─── RECORDED INFORMATION
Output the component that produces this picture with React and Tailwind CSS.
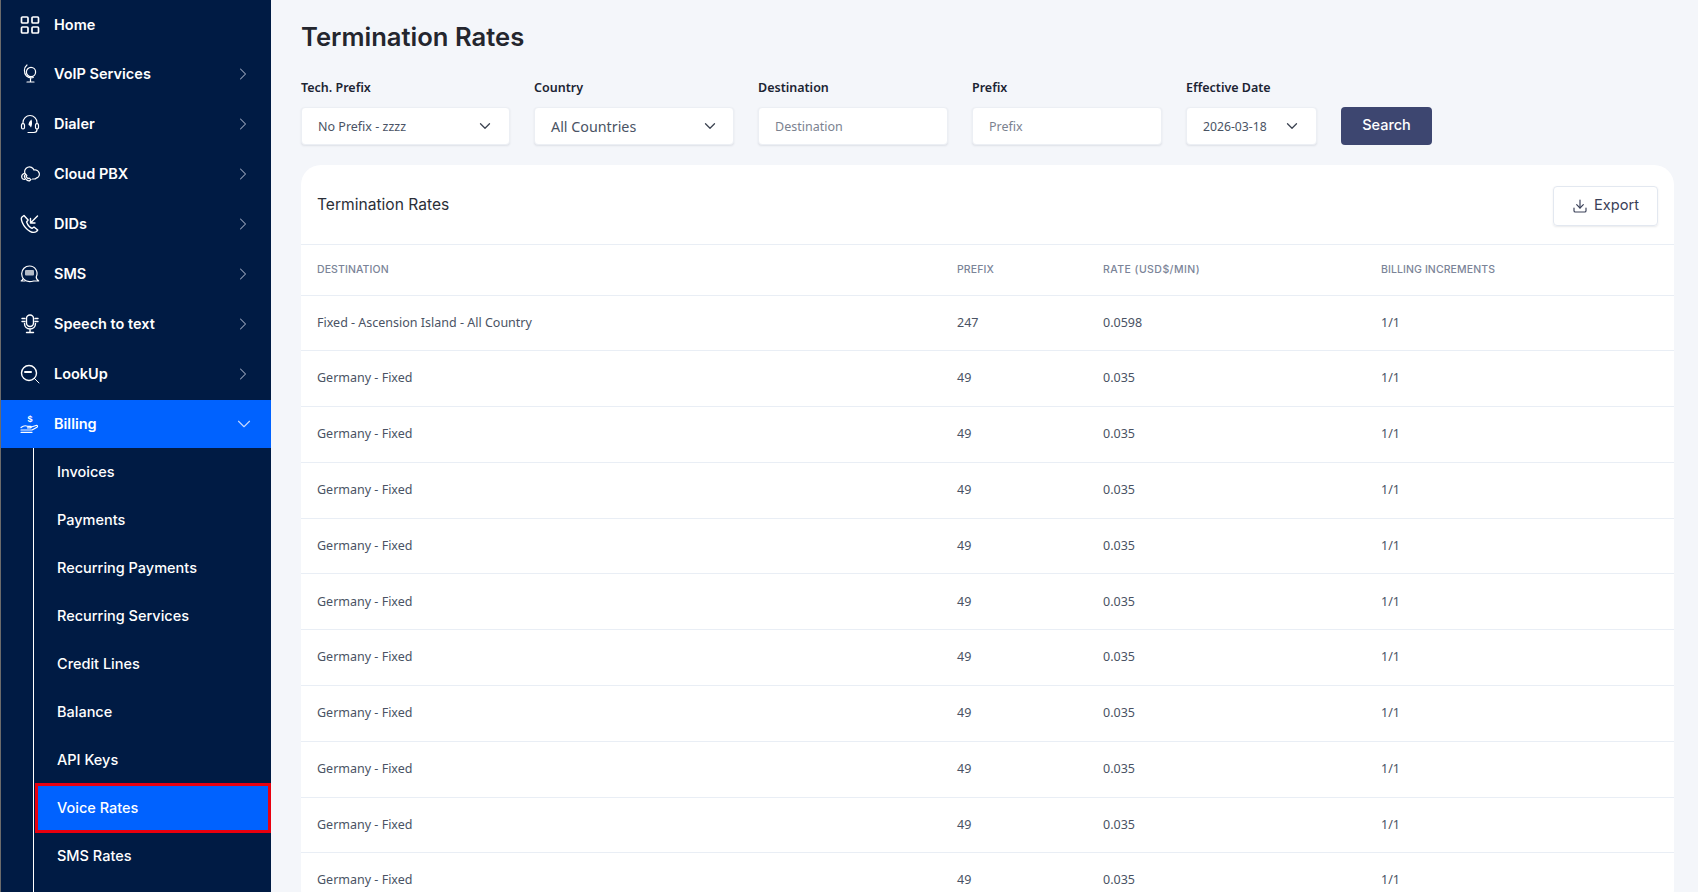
import { ChevronDown, ChevronRight, Download } from "lucide-react";

const poppins = "font-['Inter','Liberation_Sans',sans-serif]";
const body = "font-['Noto_Sans','Liberation_Sans',sans-serif]";

function Home() {
    return (
        <svg width="20" height="20" viewBox="0 0 20 20" fill="none" stroke="currentColor" strokeWidth="1.7">
            <rect x="1.5" y="2" width="6.5" height="6" rx="1" />
            <rect x="12" y="2" width="6.5" height="6" rx="1" />
            <rect x="1.5" y="12" width="6.5" height="6" rx="1" />
            <rect x="12" y="12" width="6.5" height="6" rx="1" />
        </svg>
    );
}

function Globe() {
    return (
        <svg width="20" height="20" viewBox="0 0 20 20" fill="none" stroke="currentColor" strokeWidth="1.2" strokeLinecap="round">
            <circle cx="11" cy="8" r="4.6" />
            <path d="M7 1C3.800 3.500 3.500 9 6.500 12c2 1.800 4.500 2.300 6.800 1.500" />
            <path d="M10.500 14.500v3M7 18h7" />
        </svg>
    );
}

function Headset() {
    return (
        <svg width="20" height="20" viewBox="0 0 20 20" fill="none" stroke="currentColor" strokeWidth="1.2" strokeLinecap="round">
            <path d="M3 10V8.500a7 7 0 0 1 14 0V10" />
            <rect x="1.500" y="9.500" width="3" height="5.500" rx="1.400" />
            <rect x="15.500" y="9.500" width="3" height="5.500" rx="1.400" />
            <path d="M17 15v.5a3 3 0 0 1-3 3H8" />
            <path d="M11.500 5.500c-2 1.500-3 3.500-3 5.500l1 .5 1.500 2c1-2 1.500-5 .5-8z" fill="currentColor" stroke="none" />
        </svg>
    );
}

function CloudPhone() {
    return (
        <svg width="20" height="20" viewBox="0 0 20 20" fill="none" stroke="currentColor" strokeWidth="1.2" strokeLinecap="round">
            <path d="M5 9.500a4.800 4.800 0 0 1 9-3.500 4.200 4.200 0 0 1 2.200 8.200 3 3 0 0 1-2.200.8h-1.500" />
            <path d="M4.500 9.200C2.500 10 1.500 11.500 1.700 13c.2 1.600 1.600 2.400 2.800 2.400" />
            <path d="M5 11c-.8.8-.6 2.400.6 3.800 1.300 1.500 3.200 2.300 4.300 1.800l1-1-1.800-1.500-.9.500c-.9-.4-1.800-1.400-2-2.300l.6-.8L5.600 10z" />
        </svg>
    );
}

function PhoneIn() {
    return (
        <svg width="20" height="20" viewBox="0 0 20 20" fill="none" stroke="currentColor" strokeWidth="1.400" strokeLinecap="round" strokeLinejoin="round">
            <path d="M4 1.500 2 3c-1 1-.8 3 .3 5.500 1.400 3.200 4.500 7 7.700 8.800 2.400 1.300 5 1.300 6.500.2l1.200-1.500-3.700-3-2 1.300c-2-.8-4.400-3.600-5.400-6.300l1.500-2z" />
            <path d="M17.500 2 10.500 9M10.500 4.500V9H15" />
        </svg>
    );
}

function Chat() {
    return (
        <svg width="20" height="20" viewBox="0 0 20 20" fill="none" stroke="currentColor" strokeWidth="1.200" strokeLinecap="round" strokeLinejoin="round">
            <path d="M9.500 2a7.500 7.500 0 0 1 6.800 10.700c-.3 1.300.6 3 2.400 4.300h-5c-1.300.4-2.800.7-4.200.7a7.500 7.500 0 0 1 0-15.700z" />
            <path d="M3 14.800c-.4.900-1 1.700-1.800 2.200h3.800" />
            <rect x="5" y="6" width="9" height="5.500" rx="1" fill="currentColor" opacity="0.7" stroke="none" />
        </svg>
    );
}

function Mic() {
    return (
        <svg width="20" height="20" viewBox="0 0 20 20" fill="none" stroke="currentColor" strokeWidth="1.400" strokeLinecap="round">
            <rect x="6.500" y="1" width="7" height="11.500" rx="3.500" />
            <path d="M4.500 9.500c0 3.500 2.500 5.500 5.500 5.500s5.500-2 5.500-5.500M10 15v3M6.500 18.500h7" />
            <path d="M2 4.500h3M2 7.500h3M15 4.500h3M15 7.500h3" />
        </svg>
    );
}

function Lookup() {
    return (
        <svg width="20" height="20" viewBox="0 0 20 20" fill="none" stroke="currentColor" strokeWidth="1.400" strokeLinecap="round">
            <circle cx="9" cy="9" r="7.500" />
            <path d="M14.500 14.500 19 19" strokeWidth="1" />
            <path d="M5 8h6" strokeWidth="2" />
        </svg>
    );
}

function Hand() {
    return (
        <svg width="20" height="20" viewBox="0 0 20 20" fill="none" stroke="currentColor" strokeWidth="1.200" strokeLinecap="round" strokeLinejoin="round">
            <path d="M1 13.500c2.500-2 4.500-2.200 6.500-1.200h3c1 0 1 1.500 0 1.500H7.500" />
            <path d="M10.500 13.200 16 11.500c1.500-.4 2 1 1 1.700L12 16H1" />
            <path d="M1 18.300h11" />
            <text x="10" y="8" fontSize="9" fontWeight="700" fill="currentColor" stroke="none" textAnchor="middle" fontFamily="Liberation Sans">$</text>
        </svg>
    );
}

const menu = [
    { label: "Home", icon: Home },
    { label: "VoIP Services", icon: Globe, arrow: true },
    { label: "Dialer", icon: Headset, arrow: true },
    { label: "Cloud PBX", icon: CloudPhone, arrow: true },
    { label: "DIDs", icon: PhoneIn, arrow: true },
    { label: "SMS", icon: Chat, arrow: true },
    { label: "Speech to text", icon: Mic, arrow: true },
    { label: "LookUp", icon: Lookup, arrow: true },
];

const billingLinks = ["Invoices", "Payments", "Recurring Payments", "Recurring Services", "Credit Lines", "Balance", "API Keys", "Voice Rates", "SMS Rates"];

const rows = [
    { dest: "Fixed - Ascension Island - All Country", prefix: "247", rate: "0.0598" },
    ...Array.from({ length: 10 }, () => ({ dest: "Germany - Fixed", prefix: "49", rate: "0.035" })),
];

function MenuItem({ item }) {
    const Icon = item.icon;
    return (
        <div className="flex h-[50px] shrink-0 items-center pl-[19px] pr-[18px] text-white first:h-[49px]">
            <Icon />
            <span className="ml-[14px] flex-1 text-[14.5px] font-semibold">{item.label}</span>
            {item.arrow && <ChevronRight size={20} strokeWidth={1.25} className="text-[#9aa6bd]" />}
        </div>
    );
}

function Sidebar() {
    return (
        <aside className={`flex h-full w-[271px] shrink-0 flex-col overflow-hidden border-l border-[#6b6b6b] bg-[#001b44] ${poppins}`}>
            {menu.map((item) => <MenuItem key={item.label} item={item} />)}
            <div className="mt-px flex h-[48px] shrink-0 items-center bg-[#0062ff] pl-[19px] pr-[16px] text-white">
                <Hand />
                <span className="ml-[14px] flex-1 text-[14.5px] font-semibold">Billing</span>
                <ChevronDown size={22} strokeWidth={1.25} className="text-[#c4d8ff]" />
            </div>
            <div className="ml-[32px] flex-1 border-l border-white">
                {billingLinks.map((link) => (
                    <div key={link} className={link === "Voice Rates"
                        ? "ml-px -my-px flex h-[50px] items-center border-[3px] border-[#e8000f] bg-[#0062ff] pl-[19px] text-[14.5px] font-medium text-white"
                        : "flex h-[48px] items-center pl-[23px] text-[14.5px] font-medium text-white"}>
                        {link}
                    </div>
                ))}
            </div>
        </aside>
    );
}

function Field({ label, width, children }) {
    return (
        <div className={width}>
            <div className={`mb-[10px] text-[12.5px] font-semibold leading-[19px] text-[#1c2433] ${body}`}>{label}</div>
            {children}
        </div>
    );
}

const boxClass = "flex h-[38px] w-full items-center justify-between rounded-[4px] border border-[#eceff4] bg-white shadow-[0_1px_2px_rgba(40,50,70,0.1)]";

export default function App() {
    return (
        <div className="flex h-screen overflow-hidden bg-[#f4f6fa]">
            <Sidebar />
            <main className="min-w-0 flex-1 pl-[30px] pr-[24px]">
                <h1 className={`pt-[20px] text-[25.6px] font-semibold leading-[34px] text-[#24262e] ${poppins}`}>Termination Rates</h1>
                <div className="mt-[24px] flex items-end">
                    <Field label="Tech. Prefix" width="w-[209px]">
                        <div className={`${boxClass} pl-[16px] pr-[15px] text-[12.5px] text-[#4a5364] ${body}`}>
                            <span className="pt-[2px]">No Prefix - zzzz</span>
                            <ChevronDown size={18} strokeWidth={1.75} className="text-[#3d4452]" />
                        </div>
                    </Field>
                    <Field label="Country" width="ml-[24px] w-[200px]">
                        <div className={`${boxClass} pl-[16px] pr-[14px] text-[14.3px] text-[#4a5364] ${body}`}>
                            <span className="pt-[2px]">All Countries</span>
                            <ChevronDown size={18} strokeWidth={1.75} className="text-[#3d4452]" />
                        </div>
                    </Field>
                    <Field label="Destination" width="ml-[24px] w-[190px]">
                        <input placeholder="Destination" className={`${boxClass} px-[16px] text-[12.5px] outline-none placeholder:text-[#7b8290] ${body}`} />
                    </Field>
                    <Field label="Prefix" width="ml-[24px] w-[190px]">
                        <input placeholder="Prefix" className={`${boxClass} px-[16px] text-[12.5px] outline-none placeholder:text-[#7b8290] ${body}`} />
                    </Field>
                    <Field label="Effective Date" width="ml-[24px] w-[131px]">
                        <div className={`${boxClass} pl-[16px] pr-[15px] text-[12.2px] text-[#4a5364] ${body}`}>
                            <span className="pt-[2px]">2026-03-18</span>
                            <ChevronDown size={18} strokeWidth={1.75} className="text-[#3d4452]" />
                        </div>
                    </Field>
                    <button className={`ml-[24px] h-[38px] w-[91px] rounded-[4px] bg-[#3d4670] pb-[2px] text-[14.5px] font-medium text-white ${poppins}`}>Search</button>
                </div>
                <section className="mt-[20px] rounded-[20px] bg-white">
                    <div className="flex h-[80px] items-center justify-between border-b border-[#e9eef5] pl-[16px] pr-[16px]">
                        <h2 className={`text-[15.6px] font-normal text-[#2b2f38] ${poppins}`}>Termination Rates</h2>
                        <button className={`mt-[2px] flex h-[40px] w-[105px] items-center justify-center gap-[6px] rounded-[4px] border border-[#e3e8f0] text-[14.6px] text-[#3a4058] shadow-[0_1px_2px_rgba(40,50,70,0.1)] ${poppins}`}>
                            <Download size={16} strokeWidth={1.75} />
                            Export
                        </button>
                    </div>
                    <table className="w-full table-fixed border-collapse text-left">
                        <colgroup>
                            <col className="w-[640px]" />
                            <col className="w-[146px]" />
                            <col className="w-[278px]" />
                            <col />
                        </colgroup>
                        <thead>
                            <tr className={`h-[50px] border-b border-[#e9eef5] text-[10.5px] font-medium uppercase tracking-[0.1px] text-[#7b8498] ${poppins}`}>
                                <th className="pl-[16px] font-medium">Destination</th>
                                <th className="pl-[16px] font-medium">Prefix</th>
                                <th className="pl-[16px] font-medium tracking-[0.45px]">Rate (USD$/min)</th>
                                <th className="pl-[16px] font-medium">Billing Increments</th>
                            </tr>
                        </thead>
                        <tbody className={`text-[12.5px] text-[#4a5364] ${body}`}>
                            {rows.map((r, i) => (
                                <tr key={i} className="h-[55.8px] border-b border-[#e9eef5]">
                                    <td className="pl-[16px]">{r.dest}</td>
                                    <td className="pl-[16px]">{r.prefix}</td>
                                    <td className="pl-[16px]">{r.rate}</td>
                                    <td className="pl-[16px]">1/1</td>
                                </tr>
                            ))}
                        </tbody>
                    </table>
                </section>
            </main>
        </div>
    );
}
──────
DO THIS:
Leave out the pictures and restate, word for word, the lines from the top of the data through the line containing "ChevronDown, ChevronRight, Download", both included.

ANSWER FOR THE TASK:
Output the component that produces this picture with React and Tailwind CSS.
import { ChevronDown, ChevronRight, Download } from "lucide-react";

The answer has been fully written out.